It updated on the conflict there with a montage of a dazed toddler with flies in her eyes and a crowd scrambling for food dropped off a plane on a field.
A Ugandan journalist watching the telecast slapped his knee and guffawed: "Oiyy! That was south Sudan!" His peers from other African countries broke into cynical smiles or shook their heads in disbelief.
A stream of curses in Swahili, English and Arabic flowed into the hotel lobby, discrediting the popular news channel watched by millions world over.
At 4pm on the same day, at the Afra shopping mall in Khartoum, sales assistant Aina stormed off after watching TV coverage of the International Criminal Court issuing a warrant of arrest on Sudanese President Omar Hassan Al-Bashir. Ethiopian co-worker Julius called out to her in Arabic: "Ma musykil (it was nothing). They can't do anything to him."
Aina retorted: "What do you care, huh? This is my country!"
Gobsmacked Julius knew, as a migrant, that his family back home depended on the salary he earned in Khartoum. A politically stable Sudan ensured comfort and food for him and thousands of others like him.
Bashir was not without motive when his government flew in 70 journalists from Arab League countries, the African Union, Japan, China and Malaysia to witness the inauguration of Merowe Dam just a day before the ICC announcement.
The foreign journalists were unwittingly thrown into a whirlpool of unfolding events and street protests, from Bashir's nationwide rally from the President's Palace to North Darfur, to a live 90-minute unedited nationwide broadcast of a press conference at which vice-president Ali Othman Muhammad Taha said the country had had enough of the Western media's "distortions" of the Darfur situation.
The ICC was condemned as "a tool of the West" intent on removing the elected president and installing a puppet leader so as to have unlimited access to mineral-rich Sudan.
Ali said Sudan would "stop at nothing to fend off the neo-colonialist exploit", with the support of its allies.
In Khartoum's Friendship Hall, some 300 journalists, mostly from African and Middle Eastern countries, hurled torrents of questions while six interpreters translated the proceedings into English, French and Arabic.
The air smelled of fear. All the questions could be summed up in one intense note: What is to become of us?
Three days later, tens of thousands thronged the streets of Al-Fasher on foot, donkeys, horses and camels, and in vans, buses and trucks, to catch the president at the town's square.

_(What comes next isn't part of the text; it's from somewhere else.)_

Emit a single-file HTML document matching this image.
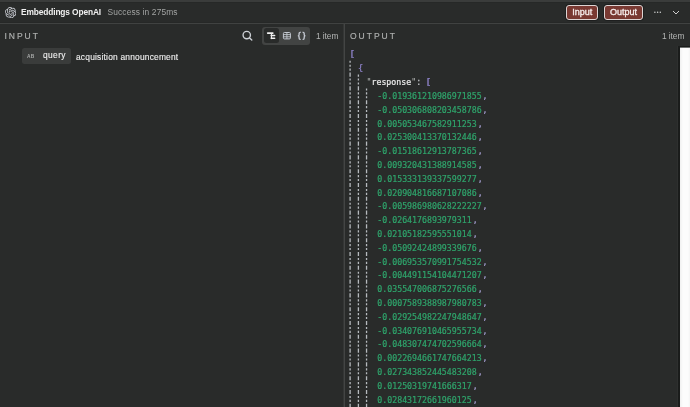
<!DOCTYPE html>
<html>
<head>
<meta charset="utf-8">
<title>Embeddings OpenAI</title>
<style>
html,body{margin:0;padding:0;}
body{width:690px;height:407px;overflow:hidden;background:#292b2a;position:relative;font-family:"Liberation Sans",sans-serif;color:#e8e8e8;}
.abs{position:absolute;white-space:nowrap;}
#topstrip{left:0;top:0;width:690px;height:1.8px;background:#3a3c3b;border-bottom:1.2px solid #262827;}
#hdrline{left:0;top:23.2px;width:690px;height:1.3px;background:#404241;border-top:1.3px solid #262827;margin-top:-1.3px;}
#vdiv{left:342.7px;top:24px;width:2.4px;height:383px;background:#343635;border-right:1px solid #434544;box-sizing:border-box;}
#title{left:21px;top:6.5px;font-size:8.4px;letter-spacing:-0.14px;line-height:11px;font-weight:bold;color:#f0f0f0;}
#status{left:107.5px;top:6.5px;font-size:8.4px;letter-spacing:0.14px;line-height:11px;color:#a3a5a4;}
.sect{font-size:8.5px;line-height:10px;letter-spacing:2px;color:#b0b2b1;-webkit-text-stroke:0.15px;}
#inlabel{left:4.4px;top:31px;}
#outlabel{left:350px;top:31px;}
.items{letter-spacing:-0.06px;font-size:8.4px;line-height:11px;color:#b4b6b5;}
#items1{left:315.9px;top:31px;}
#items2{left:661.9px;top:31px;}
#pill{left:21.5px;top:47.7px;width:49.5px;height:16px;background:#3a3c3b;border-radius:2.5px;}
#ab{left:27px;top:53.8px;font-size:4.8px;line-height:6px;font-weight:bold;color:#a9abaa;letter-spacing:.3px;}
#qkey{left:43px;top:50.3px;letter-spacing:0.4px;-webkit-text-stroke:0.12px;font-size:8.4px;line-height:11px;color:#efefef;}
#qval{left:76px;top:51.7px;letter-spacing:0.21px;-webkit-text-stroke:0.12px;font-size:8.4px;line-height:11px;color:#efefef;}
#toggle{left:262.4px;top:26.6px;width:47.8px;height:18.3px;background:#424443;border-radius:3px;}
#tgactive{left:264px;top:28px;width:15px;height:15px;background:#292b2a;border-radius:2.5px;}
.btn{top:5.3px;height:14.5px;box-sizing:border-box;background:#793932;border:1px solid #ddd5d4;border-radius:3px;box-shadow:0 0 0 0.8px #1b1d1c;font-size:9px;-webkit-text-stroke:0.3px #f7efee;line-height:12.3px;text-align:center;color:#f7efee;}
#btnin{left:566.3px;width:32px;}
#btnout{left:604.3px;width:38.5px;}
#scroll{left:678px;top:46px;width:12px;height:361px;background:linear-gradient(to bottom,#6e706f 0,#6e706f 1px,rgba(0,0,0,0) 1px),linear-gradient(to right,#f0f0f0,#fcfcfc 3px,#fcfcfc 8px,#f4f4f4);border-left:2px solid #1a1c1b;border-top:1px solid #1a1c1b;box-sizing:border-box;box-shadow:-1px 0 0 #2e302f;}
#json{left:0;top:0;font-family:"DejaVu Sans Mono","Liberation Mono",monospace;font-size:8.25px;-webkit-text-stroke:0.2px;}
.ln{position:absolute;white-space:nowrap;line-height:12px;height:12px;}
.p{color:#8f84cb;}
.c{color:#a9a2d6;margin-left:1px;}
.k{color:#ececec;}
.q{color:#b9bbba;-webkit-text-stroke:0;}
.co{color:#c4c6cc;}
.n{color:#2fa56c;}
.guide{position:absolute;width:1.3px;background:repeating-linear-gradient(to bottom,#a9adb0 0,#a9adb0 2.6px,rgba(169,173,176,0) 2.6px,rgba(169,173,176,0) 4.14px);}
</style>
</head>
<body>
<div id="root" style="position:absolute;left:0;top:0;width:690px;height:407px;will-change:transform;">
<div class="abs" id="topstrip"></div>
<div class="abs" id="hdrline"></div>
<div class="abs" id="vdiv"></div>

<svg class="abs" id="logo" style="left:4.7px;top:6.8px" width="11.3" height="11.3" viewBox="0 0 24 24" fill="#cfd2d9"><path d="M22.2819 9.8211a5.9847 5.9847 0 0 0-.5157-4.9108 6.0462 6.0462 0 0 0-6.5098-2.9A6.0651 6.0651 0 0 0 4.9807 4.1818a5.9847 5.9847 0 0 0-3.9977 2.9 6.0462 6.0462 0 0 0 .7427 7.0966 5.98 5.98 0 0 0 .511 4.9107 6.051 6.051 0 0 0 6.5146 2.9001A5.9847 5.9847 0 0 0 13.2599 24a6.0557 6.0557 0 0 0 5.7718-4.2058 5.9894 5.9894 0 0 0 3.9977-2.9001 6.0557 6.0557 0 0 0-.7475-7.0729zm-9.022 12.6081a4.4755 4.4755 0 0 1-2.8764-1.0408l.1419-.0804 4.7783-2.7582a.7948.7948 0 0 0 .3927-.6813v-6.7369l2.02 1.1686a.071.071 0 0 1 .038.052v5.5826a4.504 4.504 0 0 1-4.4945 4.4944zm-9.6607-4.1254a4.4708 4.4708 0 0 1-.5346-3.0137l.142.0852 4.783 2.7582a.7712.7712 0 0 0 .7806 0l5.8428-3.3685v2.3324a.0804.0804 0 0 1-.0332.0615L9.74 19.9502a4.4992 4.4992 0 0 1-6.1408-1.6464zM2.3408 7.8956a4.485 4.485 0 0 1 2.3655-1.9728V11.6a.7664.7664 0 0 0 .3879.6765l5.8144 3.3543-2.0201 1.1685a.0757.0757 0 0 1-.071 0l-4.8303-2.7865A4.504 4.504 0 0 1 2.3408 7.872zm16.5963 3.8558L13.1038 8.364 15.1192 7.2a.0757.0757 0 0 1 .071 0l4.8303 2.7913a4.4944 4.4944 0 0 1-.6765 8.1042v-5.6772a.79.79 0 0 0-.407-.667zm2.0107-3.0231l-.142-.0852-4.7735-2.7818a.7759.7759 0 0 0-.7854 0L9.409 9.2297V6.8974a.0662.0662 0 0 1 .0284-.0615l4.8303-2.7866a4.4992 4.4992 0 0 1 6.6802 4.66zM8.3065 12.863l-2.02-1.1638a.0804.0804 0 0 1-.038-.0567V6.0742a4.4992 4.4992 0 0 1 7.3757-3.4537l-.142.0805L8.704 5.459a.7948.7948 0 0 0-.3927.6813zm1.0976-2.3654l2.602-1.4998 2.6069 1.4998v2.9994l-2.5974 1.4997-2.6067-1.4997Z"/></svg>
<div class="abs" id="title">Embeddings OpenAI</div>
<div class="abs" id="status">Success in 275ms</div>

<div class="abs btn" id="btnin">Input</div>
<div class="abs btn" id="btnout">Output</div>
<svg class="abs" id="dots" style="left:653px;top:10px" width="10" height="5" viewBox="0 0 10 5" fill="#d0d2d1"><circle cx="1.9" cy="2.3" r="0.75"/><circle cx="4.6" cy="2.3" r="0.75"/><circle cx="7.3" cy="2.3" r="0.75"/></svg>
<svg class="abs" style="left:672px;top:10px" width="8" height="5" viewBox="0 0 8 5" fill="none" stroke="#cfcfcf" stroke-width="1"><path d="M1 1l3 3 3-3"/></svg>

<div class="abs sect" id="inlabel">INPUT</div>
<svg class="abs" id="search" style="left:240px;top:29px" width="14" height="14" viewBox="0 0 14 14" fill="none" stroke="#cdd1d6" stroke-width="1.35" stroke-linecap="round"><circle cx="6.75" cy="6.05" r="3.7"/><path d="M9.6 8.9l2.2 2.2"/></svg>
<div class="abs" id="toggle"></div>
<div class="abs" id="tgactive"></div>
<svg class="abs" id="ic-schema" style="left:266px;top:31px" width="10" height="10" viewBox="0 0 10 10" fill="none" stroke="#f0f0f0" stroke-linecap="round" stroke-linejoin="round"><path d="M1.7 2.1h5.1" stroke-width="1.7"/><path d="M5.4 2.6v5" stroke-width="1.1"/><path d="M5.3 4.5h3.3M5.3 7.2h3.3" stroke-width="1.6"/></svg>
<svg class="abs" id="ic-table" style="left:282px;top:31px" width="10" height="10" viewBox="0 0 10 10" fill="none" stroke="#c3c8d0" stroke-width="1"><rect x="1.4" y="1.5" width="7" height="6.4" rx="1"/><path d="M1.4 3.6h7M1.4 5.8h7M4.9 1.5v6.4" stroke-width="0.9"/></svg>
<svg class="abs" id="ic-json" style="left:297px;top:31px" width="10" height="10" viewBox="0 0 10 10" fill="none" stroke="#c3c8d0" stroke-width="1.35" stroke-linecap="round" stroke-linejoin="round"><path d="M3.2 1.3c-.9.1-1.1.6-1.1 1.3v1c0 .7-.2 1.05-.75 1.2.55.15.75.5.75 1.2v1c0 .7.2 1.2 1.1 1.3"/><path d="M6.1 1.3c.9.1 1.1.6 1.1 1.3v1c0 .7.2 1.05.75 1.2-.55.15-.75.5-.75 1.2v1c0 .7-.2 1.2-1.1 1.3"/></svg>
<div class="abs items" id="items1">1 item</div>

<div class="abs" id="pill"></div>
<div class="abs" id="ab">AB</div>
<div class="abs" id="qkey">query</div>
<div class="abs" id="qval">acquisition announcement</div>

<div class="abs sect" id="outlabel">OUTPUT</div>
<div class="abs items" id="items2">1 item</div>
<div class="abs" id="scroll"></div>

<div class="abs" id="json">
<svg class="abs" id="guides" style="left:345px;top:0" width="30" height="407" viewBox="0 0 30 407" fill="none" stroke="#b6babe" stroke-width="1.3" stroke-dasharray="4.14 1.84 2.07 1.84 2.07 1.84" stroke-dashoffset="2.07"><path d="M5.1 60.8V407"/><path d="M13.4 74.6V407"/><path d="M21.55 88.4V407"/></svg>
<div class="ln" style="left:349.3px;top:48.3px;transform:scale(1.3,1.15);transform-origin:0 80%"><span class="p">[</span></div>
<div class="ln" style="left:358.3px;top:62.3px;transform:scale(1.05,1.15);transform-origin:0 80%"><span class="p">{</span></div>
<div class="ln" style="left:366.5px;top:76px"><span class="q">"</span><span class="k">response</span><span class="q">"</span><span class="co">:</span> <span class="p" style="display:inline-block;transform:scaleX(1.35);transform-origin:55% 50%">[</span></div>
<div class="ln" style="left:377.3px;top:90.00px"><span class="n">-0.019361210986971855</span><span class="c">,</span></div>
<div class="ln" style="left:377.3px;top:103.80px"><span class="n">-0.050306808203458786</span><span class="c">,</span></div>
<div class="ln" style="left:377.3px;top:117.60px"><span class="n">0.005053467582911253</span><span class="c">,</span></div>
<div class="ln" style="left:377.3px;top:131.40px"><span class="n">0.025300413370132446</span><span class="c">,</span></div>
<div class="ln" style="left:377.3px;top:145.20px"><span class="n">-0.01518612913787365</span><span class="c">,</span></div>
<div class="ln" style="left:377.3px;top:159.00px"><span class="n">0.009320431388914585</span><span class="c">,</span></div>
<div class="ln" style="left:377.3px;top:172.80px"><span class="n">0.015333139337599277</span><span class="c">,</span></div>
<div class="ln" style="left:377.3px;top:186.60px"><span class="n">0.020904816687107086</span><span class="c">,</span></div>
<div class="ln" style="left:377.3px;top:200.40px"><span class="n">-0.005986980628222227</span><span class="c">,</span></div>
<div class="ln" style="left:377.3px;top:214.20px"><span class="n">-0.0264176893979311</span><span class="c">,</span></div>
<div class="ln" style="left:377.3px;top:228.00px"><span class="n">0.02105182595551014</span><span class="c">,</span></div>
<div class="ln" style="left:377.3px;top:241.80px"><span class="n">-0.05092424899339676</span><span class="c">,</span></div>
<div class="ln" style="left:377.3px;top:255.60px"><span class="n">-0.006953570991754532</span><span class="c">,</span></div>
<div class="ln" style="left:377.3px;top:269.40px"><span class="n">-0.004491154104471207</span><span class="c">,</span></div>
<div class="ln" style="left:377.3px;top:283.20px"><span class="n">0.035547006875276566</span><span class="c">,</span></div>
<div class="ln" style="left:377.3px;top:297.00px"><span class="n">0.0007589388987980783</span><span class="c">,</span></div>
<div class="ln" style="left:377.3px;top:310.80px"><span class="n">-0.029254982247948647</span><span class="c">,</span></div>
<div class="ln" style="left:377.3px;top:324.60px"><span class="n">-0.034076910465955734</span><span class="c">,</span></div>
<div class="ln" style="left:377.3px;top:338.40px"><span class="n">-0.048307474702596664</span><span class="c">,</span></div>
<div class="ln" style="left:377.3px;top:352.20px"><span class="n">0.0022694661747664213</span><span class="c">,</span></div>
<div class="ln" style="left:377.3px;top:366.00px"><span class="n">0.027343852445483208</span><span class="c">,</span></div>
<div class="ln" style="left:377.3px;top:379.80px"><span class="n">0.01250319741666317</span><span class="c">,</span></div>
<div class="ln" style="left:377.3px;top:393.60px"><span class="n">0.02843172661960125</span><span class="c">,</span></div>


</div>
</div>
</body>
</html>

One the way back to the airport, the president made a stop at the camps of displaced people. The residents lined the streets to shake hands with him. Genocide? War Crimes? Would the victims offer politeness in exchange for atrocities committed by their own leader?
Millenniums ago, Darfur was an important link between Africa and the Middle East. The arrival of Khalid Al-Walid's armies during the Ar-Rashidin Caliphate marked the dawn of Islam here.
As the Darfur sultanate embraced the religion, Arabic became the official language and the Quran the essential academic and holy text. The Darfur sultans offered silk and gold kiswah (cloth) to cover the Ka'aba during Haj seasons, and trade flourished in the region.
Darfur, an area about the size of France occupying a fifth of Sudan, had observed zakat and haj centuries before Parameswara repeated the shahadah in Malacca. To describe Darfur as lawless and tribal, therefore, was quite ignorant.
Contrary to the common perception that the Darfur people were helpless, if not doomed, without the help of charity organisations, the region is actually self-sustaining. Three months of rain a year is enough to irrigate the fertile land to supply Sudan with grain, vegetables, fruit and livestock.
The 250,000 displaced people living in Nyala and Al-Fasher camps are not immobile mannequins but human beings with the will and means to live. They get fresh unchlorinated water from the wells, as they had in their home villages, and the children had white teeth, taut skin and healthy nails.
Darfur in conflict is "a big pot of money" to many, as a Tunisian journalist said: "People do charity to make themselves feel good."
How much exactly poured into the funds of the 117 international charity organisations in Darfur since 2003?
Multiple millions, perhaps, but why was the International Rescue Committee health centre so basic that it did not even have proper mud brick walls, let alone clean sheets?
One of these organisations had admitted to Sudan's government that they had made a pact with the ICC to provide information and witnesses to prosecute the president. For this, they had apologised.
Others had sold distorted images of Darfur people to raise more funds for their organisations.
As we invited journalists watched the newscaster wrap up the "Horror In Darfur" broadcast, a Kenyan journalist remarked: "A minute more on Darfur, a minute less on Gaza."